Fundamentals, On-Going Advances and Challenges of Electrochemical Carbon Dioxide Reduction

2021 
Electrochemical carbon dioxide reduction (ECR) is an attractive pathway to synthesize useful fuels and chemical feedstocks, especially when paired with renewable electricity as the energy source. In this overview, we examine the recently witnessed advances and on-going pursuits of ECR in terms of the key fundamental mechanisms, basic experimentation principles, electrocatalysts and the electrochemical setup for ECR, aiming at offering timely key insights into solving the unsettled bottleneck issues.

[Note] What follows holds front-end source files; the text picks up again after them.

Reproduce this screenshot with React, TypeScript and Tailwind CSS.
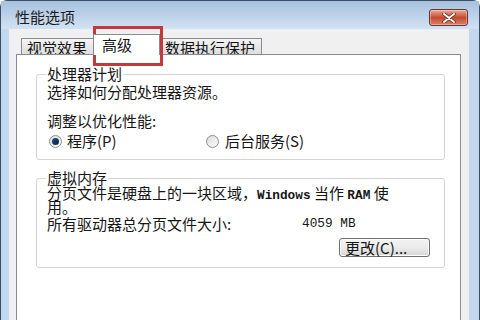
import React from "react";

function Radio({ checked }: { checked?: boolean }) {
  return (
    <span className="flex h-[13px] w-[13px] shrink-0 items-center justify-center rounded-full border border-[#8f8f8f] bg-gradient-to-br from-[#dcdcdc] to-[#fbfbfb]">
      {checked ? (
        <span className="h-[7px] w-[7px] rounded-full bg-gradient-to-br from-[#1c4f86] to-[#0b2140]" />
      ) : null}
    </span>
  );
}

function GroupBox({
  legend,
  className,
  children,
}: {
  legend: string;
  className?: string;
  children: React.ReactNode;
}) {
  return (
    <div
      className={`relative rounded-[3px] border border-[#d5d5d5] shadow-[inset_1px_1px_0_#ffffff] ${className ?? ""}`}
    >
      <span className="absolute -top-[9px] left-[9px] bg-white px-[1px] leading-[16px]">
        {legend}
      </span>
      {children}
    </div>
  );
}

export default function App() {
  return (
    <div className="relative h-[320px] w-[480px] overflow-hidden bg-white font-['Noto_Sans_CJK_SC',sans-serif] text-[15px] text-[#151515]">
      <div className="flex h-full flex-col rounded-t-[7px] border-x border-t border-[#3d4d63] bg-[#c3d7ee]">
        {/* title bar */}
        <div className="flex h-[28px] shrink-0 items-start bg-gradient-to-b from-[#a7c1de] to-[#d2e2f3]">
          <span className="ml-[14px] mt-[8px] leading-[16px] text-[#1b1b1b]">性能选项</span>
          <button
            type="button"
            className="ml-auto mr-[11px] mt-[8px] flex h-[17px] w-[39px] items-center justify-center rounded-[3px] border border-[#6e3429] bg-gradient-to-b from-[#e7aa98] via-[#c5482f] to-[#d98266] shadow-[inset_0_0_0_1px_rgba(255,255,255,0.35)]"
          >
            <svg width="14" height="10" viewBox="0 0 14 10">
              <path d="M2 1 L12 9 M12 1 L2 9" stroke="#5a1f16" strokeWidth="3.4" strokeLinecap="round" />
              <path d="M2 1 L12 9 M12 1 L2 9" stroke="#ffffff" strokeWidth="2" strokeLinecap="round" />
            </svg>
          </button>
        </div>

        {/* client area */}
        <div className="ml-[8px] mr-[10px] flex flex-1 flex-col border-l border-t border-[#e8f0f8] bg-[#f0f0f0] pl-[6px] pr-[8px]">
          {/* tabs */}
          <div className="flex h-[24px] shrink-0 items-end pl-[5px]">
            <div className="h-[16px] w-[73px] border-x border-t border-[#898c95] bg-gradient-to-b from-[#f4f4f4] to-[#dedede] pl-[5px] pt-[1px] leading-[16px]">
              视觉效果
            </div>
            <div className="relative z-10 -mb-px -ml-px h-[21px] w-[67px] border-x border-t border-[#898c95] bg-white pl-[8px] pt-[2px] leading-[16px]">
              高级
            </div>
            <div className="ml-px h-[16px] w-[101px] border-x border-t border-[#898c95] bg-gradient-to-b from-[#f4f4f4] to-[#dedede] pl-[3px] pt-[1px] leading-[16px]">
              数据执行保护
            </div>
          </div>

          {/* panel */}
          <div className="flex-1 border-x border-t border-[#898c95] bg-white pl-[19px] pr-[15px] pt-[19px]">
            <GroupBox legend="处理器计划" className="pb-[10px] pl-[10px] pt-[9px]">
              <p className="leading-[16px]">选择如何分配处理器资源。</p>
              <p className="mt-[13px] leading-[16px]">调整以优化性能:</p>
              <div className="mt-[4px] flex items-center leading-[16px]">
                <div className="flex w-[159px] items-center gap-[5px] pl-[2px]">
                  <Radio checked />
                  <span>程序(P)</span>
                </div>
                <div className="flex items-center gap-[6px]">
                  <Radio />
                  <span>后台服务(S)</span>
                </div>
              </div>
            </GroupBox>

            <GroupBox legend="虚拟内存" className="mt-[18px] pb-[10px] pl-[10px] pt-[7px]">
              <div className="leading-[14px]">
                分页文件是硬盘上的一块区域，
                <span className="font-['Liberation_Mono',monospace] text-[12.75px] font-bold leading-[0px]">Windows</span> 当作{" "}
                <span className="font-['Liberation_Mono',monospace] text-[12.75px] font-bold leading-[0px]">RAM</span> 使
              </div>
              <div className="leading-[14px]">用。</div>
              <div className="mt-[2px] flex items-center leading-[16px]">
                <span className="w-[255px]">所有驱动器总分页文件大小:</span>
                <span className="font-['Liberation_Mono',monospace] text-[12.75px]">4059 MB</span>
              </div>
              <div className="mt-[6px] flex justify-end pr-[14px]">
                <button
                  type="button"
                  className="h-[19px] w-[91px] rounded-[3px] border border-[#707070] bg-gradient-to-b from-[#f3f3f3] via-[#ebebeb] to-[#d6d6d6] pl-[5px] text-left leading-[16px] shadow-[inset_0_0_0_1px_#fcfcfc]"
                >
                  更改(C)...
                </button>
              </div>
            </GroupBox>
          </div>
        </div>
      </div>

      {/* red highlight annotation */}
      <div className="pointer-events-none absolute left-[93px] top-[26px] h-[40px] w-[70px] border-[3px] border-[#c23a3d]" />
    </div>
  );
}
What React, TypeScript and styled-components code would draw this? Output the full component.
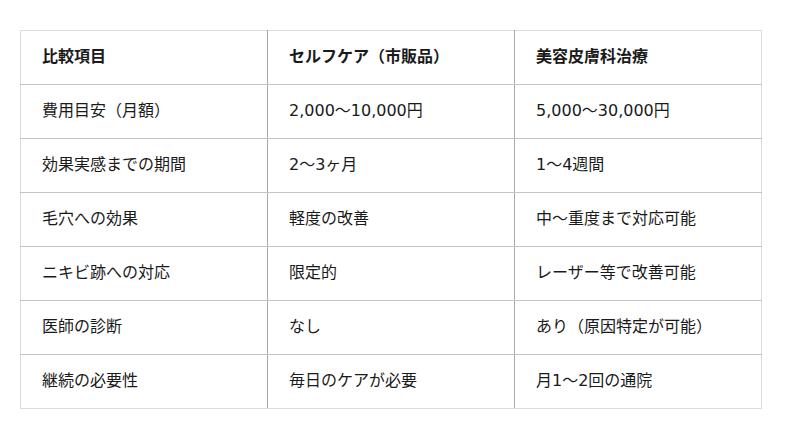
import * as React from 'react';
import styled, { createGlobalStyle } from 'styled-components';

const GlobalStyle = createGlobalStyle`
  body {
    margin: 0;
    background: #ffffff;
    font-family: "DejaVu Sans", "Noto Sans CJK JP", sans-serif;
    color: #1a1a1a;
  }
`;

const Page = styled.div`
  padding: 30px 20px;
`;

const Table = styled.table`
  width: 742px;
  border-collapse: collapse;
  border: 1px solid #dcdcdc;
  table-layout: fixed;
`;

const Cell = styled.td<{ $head?: boolean }>`
  height: 51px;
  padding: 0 21px 2px;
  font-size: 16px;
  line-height: 20px;
  font-weight: ${(p) => (p.$head ? 700 : 400)};
  text-align: left;
  vertical-align: middle;
  border-bottom: 1px solid #c4c4c4;
  border-right: 1px solid #a8a8a8;
  &:last-child {
    border-right: 1px solid #dcdcdc;
  }
`;

const Row = styled.tr`
  &:last-child td {
    border-bottom: 1px solid #dcdcdc;
  }
`;

const head = ['比較項目', 'セルフケア（市販品）', '美容皮膚科治療'];

const rows = [
  ['費用目安（月額）', '2,000～10,000円', '5,000～30,000円'],
  ['効果実感までの期間', '2～3ヶ月', '1～4週間'],
  ['毛穴への効果', '軽度の改善', '中～重度まで対応可能'],
  ['ニキビ跡への対応', '限定的', 'レーザー等で改善可能'],
  ['医師の診断', 'なし', 'あり（原因特定が可能）'],
  ['継続の必要性', '毎日のケアが必要', '月1～2回の通院'],
];

const App: React.FC = () => (
  <>
    <GlobalStyle />
    <Page>
      <Table>
        <tbody>
          <Row>
            {head.map((h) => (
              <Cell $head key={h}>{h}</Cell>
            ))}
          </Row>
          {rows.map((r) => (
            <Row key={r[0]}>
              {r.map((c) => (
                <Cell key={c}>{c}</Cell>
              ))}
            </Row>
          ))}
        </tbody>
      </Table>
    </Page>
  </>
);

export default App;
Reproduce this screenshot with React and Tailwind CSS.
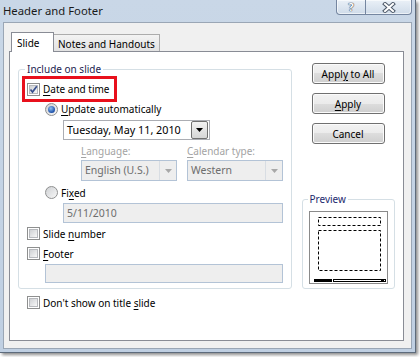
import React from "react";

function Check({ checked }) {
  return (
    <span className="w-[13px] h-[13px] shrink-0 border border-[#8e8f8f] bg-white p-[1px] flex">
      <span className="relative flex-1 border border-[#b7b9bd] bg-[linear-gradient(135deg,#cfd1d4,#f7f7f7)]">
        {checked && (
          <svg className="absolute left-[-1px] top-[-1px]" width="9" height="9" viewBox="0 0 9 9">
            <path d="M1.5 4.5 L3.5 7 L7.8 1.2" fill="none" stroke="#39508f" strokeWidth="1.7" />
          </svg>
        )}
      </span>
    </span>
  );
}

function Radio({ checked }) {
  return (
    <span className="w-[13px] h-[13px] shrink-0 rounded-full border border-[#8e8f8f] bg-[linear-gradient(135deg,#cfd1d4,#f7f7f7)] flex items-center justify-center">
      {checked && (
        <span className="w-[7px] h-[7px] rounded-full bg-[radial-gradient(circle_at_40%_35%,#8fc0f2,#1c4fa8_70%,#16347a)]" />
      )}
    </span>
  );
}

function U({ children }) {
  return <span className="underline underline-offset-[2px] decoration-[1px]">{children}</span>;
}

function Btn({ children }) {
  return (
    <div className="h-[21px] w-[73px] rounded-[3px] border border-[#707070] bg-[linear-gradient(#f2f2f2_0%,#ebebeb_50%,#dddddd_50%,#cfcfcf_100%)] shadow-[inset_0_0_0_1px_#fbfbfb] flex items-center justify-center text-black">
      <span className="whitespace-nowrap leading-[14px]">{children}</span>
    </div>
  );
}

function DisabledCombo({ text }) {
  return (
    <div className="w-[96px] h-[21px] border border-[#b3c3d6] bg-[#eeeeee] flex items-center">
      <span className="flex-1 pl-[3px] text-[#6d6d6d] text-[10.5px] leading-none whitespace-nowrap">{text}</span>
      <span className="w-[17px] h-full border-l border-[#d8dde3] flex items-center justify-center">
        <svg width="7" height="4" viewBox="0 0 7 4"><path d="M0 0 H7 L3.5 4 Z" fill="#a8a8a8" /></svg>
      </span>
    </div>
  );
}

export default function App() {
  return (
    <div className="w-[420px] h-[357px] bg-white overflow-hidden font-['Noto_Sans',sans-serif] text-[10px] text-black whitespace-nowrap">
      <div className="w-[416px] h-[353px] bg-[linear-gradient(#c9d7e7,#bfcfe2)] border-r border-b border-[#5d6b7c] shadow-[2px_2px_3px_rgba(0,0,0,0.45)] flex flex-col">
        {/* title bar */}
        <div className="h-[22px] flex justify-between items-start shrink-0">
          <div className="pl-[3px] pt-[3px] text-[11.3px] leading-[15px] text-[#1a1a1a]">Header and Footer</div>
          <div className="mr-[3px] h-[15px] flex border border-t-0 border-[#7586a0] rounded-b-[4px] overflow-hidden bg-[linear-gradient(#eaf0f7,#cfdbe9)] shadow-[inset_0_0_0_1px_rgba(255,255,255,0.6)]">
            <div className="w-[28px] h-[14px] flex items-center justify-center text-white text-[11px] leading-[12px] font-bold [text-shadow:0_0_1px_#3d4a5c,0_0_1px_#3d4a5c,0_0_1px_#3d4a5c]">?</div>
            <div className="w-[46px] border-l border-[#7586a0] flex items-center justify-center">
              <svg width="14" height="11" viewBox="0 0 14 11">
                <path d="M3 2 L11 9 M11 2 L3 9" stroke="#4f5b6b" strokeWidth="4" strokeLinecap="square" />
                <path d="M3 2 L11 9 M11 2 L3 9" stroke="#ffffff" strokeWidth="2" strokeLinecap="square" />
              </svg>
            </div>
          </div>
        </div>

        {/* client area */}
        <div className="flex-1 mx-[3px] mb-[3px] bg-[#f0f0f0] border border-[#9aa6b5] pl-[5px] pr-[7px] pt-[9px] pb-[7px] flex flex-col">
          {/* tabs */}
          <div className="h-[20px] flex items-start pl-[2px] -mb-px relative z-10 shrink-0">
            <div className="h-[20px] w-[43px] bg-white border border-b-0 border-[#898c95] pl-[5px] pt-[3px] leading-[14px]">Slide</div>
            <div className="mt-[2px] h-[17px] w-[106px] border border-l-0 border-b-0 border-[#acacac] bg-[linear-gradient(#f3f3f3,#e2e2e2)] pl-[4px] pt-[2px] leading-[14px]">Notes and Handouts</div>
          </div>

          {/* panel */}
          <div className="flex-1 bg-white border border-[#898c95] flex px-[8px] pt-[10px]">
            {/* left column */}
            <div className="w-[275px] flex flex-col">
              <fieldset className="border border-[#d5dfe5] rounded-[3px] pb-[5px] m-0 flex flex-col">
                <legend className="ml-[6px] px-[2px] leading-[15px] text-[#1c2450]">Include on slide</legend>
                <div className="-mt-px ml-[3px] w-[95px] h-[26px] border-[3px] border-[#e8101c] pl-[2px] flex items-center gap-[3px]">
                  <Check checked />
                  <span className="leading-[14px]"><U>D</U>ate and time</span>
                </div>
                <div className="ml-[26px] h-[14px] flex items-center gap-[3px]">
                  <Radio checked />
                  <span className="leading-[14px]"><U>U</U>pdate automatically</span>
                </div>
                <div className="ml-[44px] mt-[4px] w-[147px] h-[20px] border border-[#abadb3] bg-white flex items-center">
                  <span className="flex-1 pl-[3px] leading-none text-[10.8px]">Tuesday, May 11, 2010</span>
                  <span className="w-[17px] h-[18px] mr-[1px] rounded-[2px] border border-[#707070] bg-[linear-gradient(#f2f2f2,#d6d6d6)] flex items-center justify-center">
                    <svg width="7" height="4" viewBox="0 0 7 4"><path d="M0 0 H7 L3.5 4 Z" fill="#000" /></svg>
                  </span>
                </div>
                <div className="ml-[62px] mt-[5px] h-[13px] flex gap-[10px] text-[#a3a3a3] leading-[13px]">
                  <span className="w-[96px]"><U>L</U>anguage:</span>
                  <span><U>C</U>alendar type:</span>
                </div>
                <div className="ml-[62px] mt-[2px] flex gap-[10px]">
                  <DisabledCombo text="English (U.S.)" />
                  <DisabledCombo text="Western" />
                </div>
                <div className="ml-[26px] mt-[4px] h-[15px] flex items-center gap-[3px]">
                  <Radio />
                  <span className="leading-[14px]">Fi<U>x</U>ed</span>
                </div>
                <div className="ml-[44px] mt-[3px] w-[220px] h-[20px] border border-[#b3c3d6] bg-[#eeeeee] pl-[3px] flex items-center text-[#6d6d6d] text-[10.5px] leading-none">5/11/2010</div>
                <div className="ml-[8px] mt-[3px] h-[15px] flex items-center gap-[3px]">
                  <Check />
                  <span className="leading-[14px]">Slide <U>n</U>umber</span>
                </div>
                <div className="ml-[8px] mt-[5px] h-[15px] flex items-center gap-[3px]">
                  <Check />
                  <span className="leading-[14px]"><U>F</U>ooter</span>
                </div>
                <div className="ml-[26px] mt-[3px] w-[238px] h-[19px] border border-[#b3c3d6] bg-[#eeeeee]" />
              </fieldset>
              <div className="ml-[9px] mt-[6px] h-[15px] flex items-center gap-[3px]">
                <Check />
                <span className="leading-[14px]">Don't show on title <U>s</U>lide</span>
              </div>
            </div>

            {/* right column */}
            <div className="ml-[10px] w-[94px] flex flex-col">
              <div className="ml-[10px] mt-[1px] flex flex-col gap-[9px]">
                <Btn>Appl<U>y</U> to All</Btn>
                <Btn><U>A</U>pply</Btn>
                <Btn>Cancel</Btn>
              </div>
              <fieldset className="mt-[48px] border border-[#d5dfe5] rounded-[3px] pb-[4px] m-0 flex flex-col">
                <legend className="ml-[5px] px-[2px] leading-[15px] text-[#1c2a6e]">Preview</legend>
                <div className="mt-[4px] ml-[6px] w-[79px] h-[73px]">
                  <svg width="79" height="73" viewBox="0 0 79 73">
                    <rect x="0.5" y="0.5" width="78" height="72" fill="#fff" stroke="#8a8a8a" />
                    <rect x="9.5" y="6.5" width="62" height="8" fill="none" stroke="#000" strokeDasharray="3 2" />
                    <rect x="9.5" y="19.5" width="62" height="40" fill="none" stroke="#000" strokeDasharray="3 2" />
                    <rect x="5" y="68" width="18" height="3" fill="#000" />
                    <rect x="24.5" y="68.5" width="52" height="2" fill="#fff" stroke="#000" />
                    <rect x="72" y="68" width="3" height="3" fill="#000" />
                  </svg>
                </div>
              </fieldset>
            </div>
          </div>
        </div>
      </div>
    </div>
  );
}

The reaction pathways are discussed in relation to the generation of single-, double- and multi-carbon products by the ECR, as well as the underlying principles in catalyst design to form them both efficiently and selectively. For the rational design of electrocatalysis, we look into the critically important roles played by various in situ and operando experimental techniques and computational simulations, where the key priorities are to engineer the highly active and selective ECR catalysts for the specifically targeted products. Indeed, with the purposely designed high activity and selectivity, one would be able to “magically” transform a bottle of CO2-riched “coke drink” to a glass of “beer” with the desired alcohol product in a layman term, instead of a bottle of formic acid. Nonetheless, there are still considerable complications and challenges ahead. As a dynamically rapid-advancing research frontier for both energy and the environment, there are great opportunities and obstacles in the ECR scale up. Electrochemical CO2 reduction, where the “spirit” is brewing on electrocatalytic activity and selectivity. With the designed catalytic activity and selectivity, one would be able to magically transform a bottle of CO2-riched “coke” into a glass of “beer”.